KOTLER, AARON (1892–1962), prominent yeshivah head. A descendant of renowned rabbis, he received his early education from his father R. Shneur Zalman Pines, the rabbi of Sislowitz, and from R. Zalman Sender Shapiro of Krinik, to whose yeshivah he was admitted before he reached the age of 13 since he possessed exceptional talents. At 14 he entered the Slobodka yeshivah and soon gained prominence as one of its most outstanding students. He married the daughter of R. Isser Zalman *Meltzer, head of the yeshivah Eẓ Ḥayyim in Slutsk, and became his assistant (1914). After the yeshivah's forced transfer to Kletsk (1921) and his father-in-law's immigration to Ereẓ Israel, Kotler directed the yeshivah for 20 years.
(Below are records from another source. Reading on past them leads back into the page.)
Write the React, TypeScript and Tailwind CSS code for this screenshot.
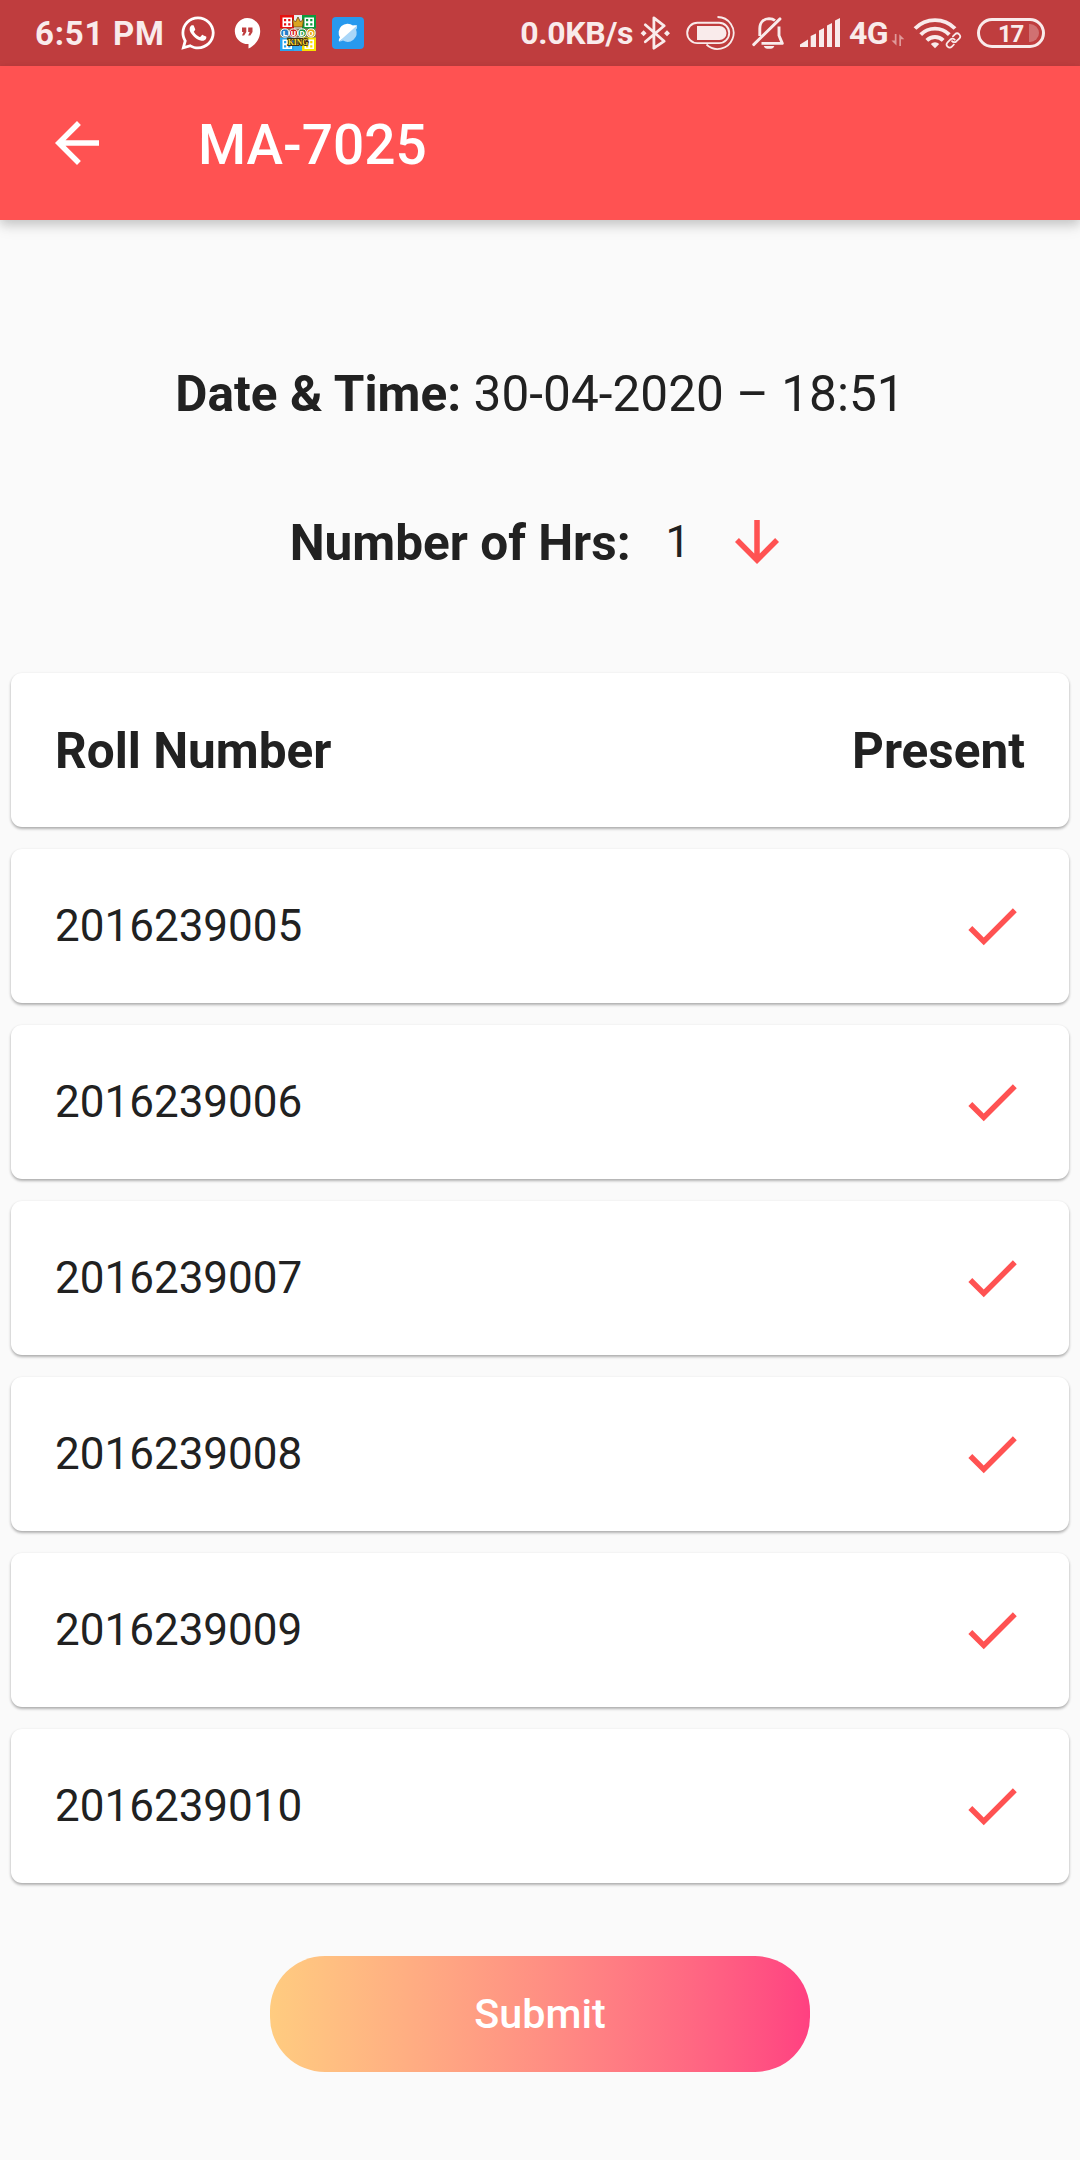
import { FaWhatsapp } from "react-icons/fa";
import { MdArrowBack, MdArrowDownward, MdCheck } from "react-icons/md";

const rollNumbers = [
  "2016239005",
  "2016239006",
  "2016239007",
  "2016239008",
  "2016239009",
  "2016239010",
];

function Hangouts() {
  return (
    <svg className="ml-[17px] h-[31px] w-[27px] shrink-0" viewBox="0 0 27 31">
      <path d="M13.2 0A13 13 0 0 1 26.2 13C26.2 21 21 27.500 14.500 30.500V26A13 13 0 1 1 13.200 0Z" fill="#fff" />
      <path d="M8 9.500h4.300v4.500l-2.200 3.600H8l1.500-3.600H8ZM14.200 9.500h4.300v4.500l-2.200 3.600h-2.100l1.500-3.600h-1.500Z" fill="#bf3d3e" />
    </svg>
  );
}

function LudoYard({ x, y, color }: { x: number; y: number; color: string }) {
  return (
    <g transform={`translate(${x} ${y})`}>
      <rect width="14" height="14" fill={color} />
      <rect x="2.500" y="2.500" width="9.500" height="9.500" fill="#fff" />
      <path d="M4 4h2.200v2.200H4zM8.200 4h2.200v2.200H8.200zM4 8.200h2.200v2.200H4zM8.200 8.200h2.200v2.200H8.200z" fill={color} />
    </g>
  );
}

function LudoKing() {
  return (
    <svg className="ml-[19px] h-[36px] w-[36px] shrink-0" viewBox="0 0 36 36">
      <rect width="36" height="36" fill="#e9eef0" />
      <LudoYard x={0} y={0} color="#e8100f" />
      <LudoYard x={22} y={0} color="#0b9c3d" />
      <LudoYard x={0} y={22} color="#2aa3ee" />
      <LudoYard x={22} y={22} color="#f8e000" />
      <path d="M14 31h8v5h-8z" fill="#38aaf0" />
      <path d="M12.500 4l3 3 2.500-5 2.500 5 3-3-1 8h-9z" fill="#d9a520" stroke="#6b4312" strokeWidth="0.800" />
      <rect y="13.500" width="36" height="9" fill="#8b7a55" />
      <g stroke="#fff" strokeWidth="1">
        <circle cx="4.800" cy="18" r="4.100" fill="#2680c9" />
        <circle cx="13.500" cy="18" r="4.100" fill="#d42020" />
        <circle cx="22.200" cy="18" r="4.100" fill="#199442" />
        <circle cx="31" cy="18" r="4.100" fill="#e5a80f" />
      </g>
      <g fontFamily="Roboto, sans-serif" fontWeight="900" fontSize="8" fill="#fff" textAnchor="middle">
        <text x="4.800" y="21">L</text>
        <text x="13.500" y="21">U</text>
        <text x="22.200" y="21">D</text>
        <text x="31" y="21">O</text>
      </g>
      <text x="18" y="30" fontFamily="Liberation Serif, serif" fontWeight="700" fontSize="7.500" textAnchor="middle" fill="#ffdf35" stroke="#3d2b10" strokeWidth="1.800" paintOrder="stroke">KING</text>
    </svg>
  );
}

function BlueBrowser() {
  return (
    <svg className="ml-[16px] h-[32px] w-[32px] shrink-0" viewBox="0 0 32 32">
      <rect width="32" height="32" rx="4" fill="#2799ee" />
      <path d="M7 24.500c-.5-1.500.2-3 1-4A9 9 0 0 1 21 8.500c1.500-.4 3-.2 4 0 .3 1.500-.4 2.800-1 4Z" fill="#fff" />
      <path d="M25 8.500c.3 1.500-.4 2.800-1 4a9 9 0 0 1-13 11c-1.500.9-3 1.200-4 1Z" fill="#a9d6f8" />
    </svg>
  );
}

function Bluetooth() {
  return (
    <svg className="ml-[8px] h-[36px] w-[30px] shrink-0" viewBox="641 15 30 36">
      <path d="M646.300 24.800 665.200 41.200 654.900 48.200V17.800L665.200 25.800 646.300 41.800" fill="none" stroke="#f9ebeb" strokeWidth="2.800" strokeLinejoin="round" strokeLinecap="round" />
      <path d="M644.600 30.300l3 3-3 3-3-3zM668 30.300l3 3-3 3-3-3z" fill="#f9ebeb" />
    </svg>
  );
}

function BatterySaver() {
  return (
    <svg className="ml-[15px] h-[36px] w-[51px] shrink-0" viewBox="686 15 51 36">
      <rect x="688.200" y="22.800" width="42" height="20.300" rx="10.100" fill="none" stroke="#f9ebeb" strokeWidth="1.900" />
      <path d="M698 26h22.500a7 7 0 0 1 0 14H698z" fill="#f9ebeb" />
      <path d="M718.500 17A16 16 0 1 1 707.500 44.500" fill="none" stroke="#f9ebeb" strokeWidth="1.800" />
    </svg>
  );
}

function MutedBell() {
  return (
    <svg className="ml-[15px] h-[34px] w-[34px] shrink-0" viewBox="751 16 34 34">
      <g fill="none" stroke="#f9ebeb" strokeWidth="2.900">
        <path d="M759.800 36V28.500C759.800 22.500 763.500 18.800 769 18.600 771.500 18.600 773.500 19.200 775 20.500" />
        <path d="M779 26.500V35.500L782.300 43.400H761.500" strokeLinejoin="round" />
        <path d="M753.700 44.600 780 18.900" strokeLinecap="round" />
      </g>
      <path d="M763.800 46h10.500a5.300 3.300 0 0 1-10.500 0z" fill="#f9ebeb" />
    </svg>
  );
}

function Signal() {
  return (
    <svg className="ml-[15px] h-[30px] w-[41px] shrink-0" viewBox="800 18 41 30">
      <path
        d="M800 47V44.500L808 39.500V47zM810.700 47V36L816 33.500V47zM819 47V30.500L824 28V47zM827 47V25.500L832 23V47zM835 47V20.500L840 18V47z"
        fill="#f9ebeb"
      />
    </svg>
  );
}

function DataArrows() {
  return (
    <svg className="mt-[14px] ml-[4px] h-[14px] w-[14px] shrink-0" viewBox="891 33 14 14">
      <path d="M896.500 34v11.500l-5-5h3.300V34zM899.300 46V34.300l5 5H901V46z" fill="#df9a9a" />
    </svg>
  );
}

function LinkedWifi() {
  return (
    <svg className="ml-[8px] h-[32px] w-[49px] shrink-0" viewBox="913 17 49 32">
      <g fill="none" stroke="#f9ebeb" strokeWidth="3.900">
        <path d="M915 28.500a28 28 0 0 1 40 0" />
        <path d="M920.700 34.600a20 20 0 0 1 28.600 0" />
        <path d="M926.800 40.400a11.500 11.500 0 0 1 16.400 0" />
      </g>
      <path d="M930.800 44a6 6 0 0 1 8.400 0l-4.200 4.300z" fill="#f9ebeb" />
      <g transform="translate(945 32) scale(0.700)" fill="none" strokeLinecap="round">
        <g stroke="#bf3d3e" strokeWidth="6">
          <path d="M10 13a5 5 0 0 0 7.540.54l3-3a5 5 0 0 0-7.070-7.070l-1.720 1.710" />
          <path d="M14 11a5 5 0 0 0-7.540-.54l-3 3a5 5 0 0 0 7.070 7.070l1.710-1.710" />
        </g>
        <g stroke="#f9ebeb" strokeWidth="2.500">
          <path d="M10 13a4.300 4.300 0 0 0 6.100.54l4.200-4.200a4.300 4.300 0 0 0-6.100-6.100l-2.900 2.900" />
          <path d="M14 11a4.300 4.300 0 0 0-6.100-.54l-4.200 4.200a4.300 4.300 0 0 0 6.100 6.100l2.900-2.900" />
        </g>
      </g>
    </svg>
  );
}

function Battery() {
  return (
    <div className="relative ml-[15px] flex h-[30px] w-[68px] shrink-0 items-center justify-center rounded-full border-[3px] border-[#f9ebeb] pt-[2px] pr-[1px] text-[24px] leading-none font-bold tracking-[-1.200px]">
      <span>17</span>
      <span className="absolute top-[3px] right-[3px] h-[18px] w-[10px] rounded-r-full bg-[#d07172]" />
    </div>
  );
}

function StatusBar() {
  return (
    <div className="flex h-[66px] shrink-0 items-center bg-[#bf3d3e] text-[33px] leading-none font-bold text-[#f9ebeb]">
      <span className="ml-[35px] w-[130px] pt-px tracking-[0.750px] whitespace-nowrap">6:51 PM</span>
      <FaWhatsapp className="ml-[14px] size-[38px] shrink-0 text-white" />
      <Hangouts />
      <LudoKing />
      <BlueBrowser />
      <span className="mr-[-1px] ml-auto text-[32px] tracking-[-0.350px] whitespace-nowrap">0.0KB/s</span>
      <Bluetooth />
      <BatterySaver />
      <MutedBell />
      <Signal />
      <span className="ml-[8px] w-[38px] text-[32px] tracking-[-0.500px] whitespace-nowrap">4G</span>
      <DataArrows />
      <LinkedWifi />
      <Battery />
      <div className="w-[35px] shrink-0" />
    </div>
  );
}

export default function App() {
  return (
    <div className="flex h-[2160px] w-[1080px] flex-col overflow-hidden bg-[#fafafa] font-[Roboto,sans-serif] text-[#212121]">
      <StatusBar />
      <header className="flex h-[154px] shrink-0 items-center bg-[#ff5252] pl-[44px] text-white shadow-[0_4px_10px_rgba(0,0,0,0.16),0_8px_14px_rgba(0,0,0,0.07)]">
        <MdArrowBack className="size-[66px]" />
        <h1 className="ml-[88px] pt-[4px] text-[55px] leading-[64px] font-medium">MA-7025</h1>
      </header>

      <section className="flex h-[453px] shrink-0 flex-col items-center">
        <p className="mt-[145px] text-[49.5px] leading-[58px] tracking-[0.050px] whitespace-nowrap">
          <b>Date &amp; Time:</b> 30-04-2020 – 18:51
        </p>
        <div className="mt-[86px] flex h-[66px] items-center">
          <b className="pt-[2px] text-[49.5px] leading-[58px]">Number of Hrs:</b>
          <span className="ml-[35px] text-[44px] leading-[52px]">1</span>
          <MdArrowDownward className="ml-[34px] size-[66px] text-[#ff5252]" />
        </div>
      </section>

      <ul className="flex shrink-0 flex-col gap-[22px] px-[11px]">
        <li className="flex h-[154px] items-center justify-between rounded-[11px] bg-white px-[44px] pt-[2px] text-[49.5px] leading-[58px] font-bold shadow-[0_2px_3px_rgba(0,0,0,0.24),0_1px_3px_rgba(0,0,0,0.12)]">
          <span>Roll Number</span>
          <span>Present</span>
        </li>
        {rollNumbers.map((roll) => (
          <li
            key={roll}
            className="flex h-[154px] items-center justify-between rounded-[11px] bg-white px-[44px] text-[44px] leading-[52px] shadow-[0_2px_3px_rgba(0,0,0,0.24),0_1px_3px_rgba(0,0,0,0.12)]"
          >
            <span>{roll}</span>
            <MdCheck className="size-[66px] text-[#ff5252]" />
          </li>
        ))}
      </ul>

      <button className="mt-[73px] h-[116px] w-[540px] shrink-0 self-center rounded-[55px] bg-linear-to-r from-[#ffcc80] to-[#ff4081] text-[41.25px] leading-[48px] font-medium text-white">
        Submit
      </button>
    </div>
  );
}
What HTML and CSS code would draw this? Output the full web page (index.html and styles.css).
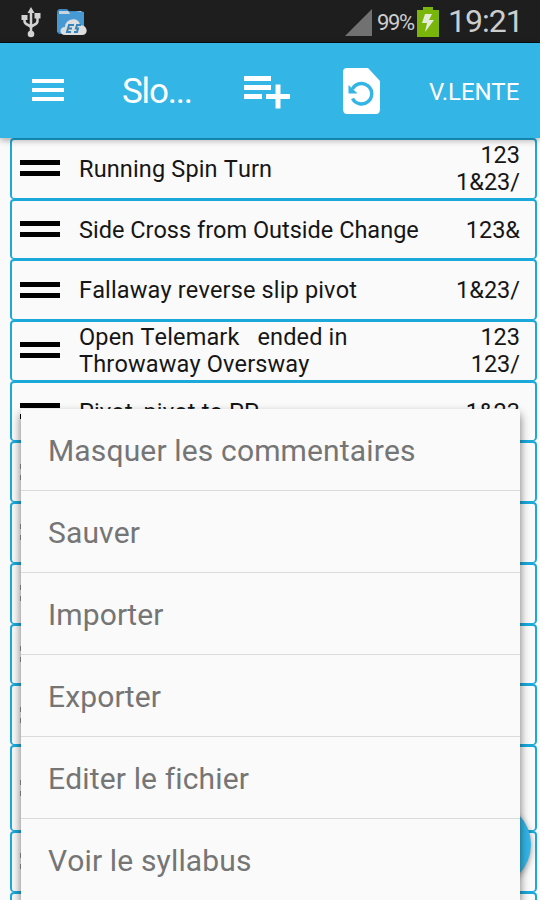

Kotler's original teaching methods attracted many students from all over the world. He also distinguished himself as a forceful communal leader, particularly in the sphere of Jewish education, becoming one of the pillars of *Agudat Israel in this area. On a visit to the U.S. on behalf of his yeshivah, he established an institute of higher rabbinical learning at Spring Valley, New York. During World War ii Kotler fled with a number of his students from country to country, finally reaching Japan. Kotler went to the U.S., where he established the Va'ad Haẓẓalah (Rescue Committee) of the Agudat ha-Rabbanim in aid of the war refugees. Kotler established in Lakewood, New Jersey, the Beth Medrash Govoha, a school for advanced, nonprofessional talmudic study, with an enrollment of ten students, which grew to 250 students at his death. Its name was changed to the Rabbi Aaron Kotler Institute for Advanced Studies in 1964. Kotler became president of the Supreme Council of Agudat Israel in 1954 and held this post until his death. He was the leader of the right-wing, yeshivah-based American independent Orthodoxy, a member of the presidium of the Union of Orthodox Rabbis, and a founder of Israel's independent Orthodox (Ḥinnukh Aẓma'i) educational system. On his father-in-law's death, Kotler was nominally appointed his successor as head of the Eẓ Ḥayyim yeshivah in Jerusalem. His responsibilities in the United States, however, permitted him to pay only occasional visits there which became major events for the scholars of Jerusalem. Kotler died in the United States and was buried in Jerusalem. He was succeeded at Lakewood by his son Shneur.

bibliography:

O.Z. Rand, Toledot Anshei Shem (1950), 109; O. Feuchtwanger, Righteous Lives (1965), 122ff.; J.D. Kamzon (ed.), Yahadut Lita (1959), 235.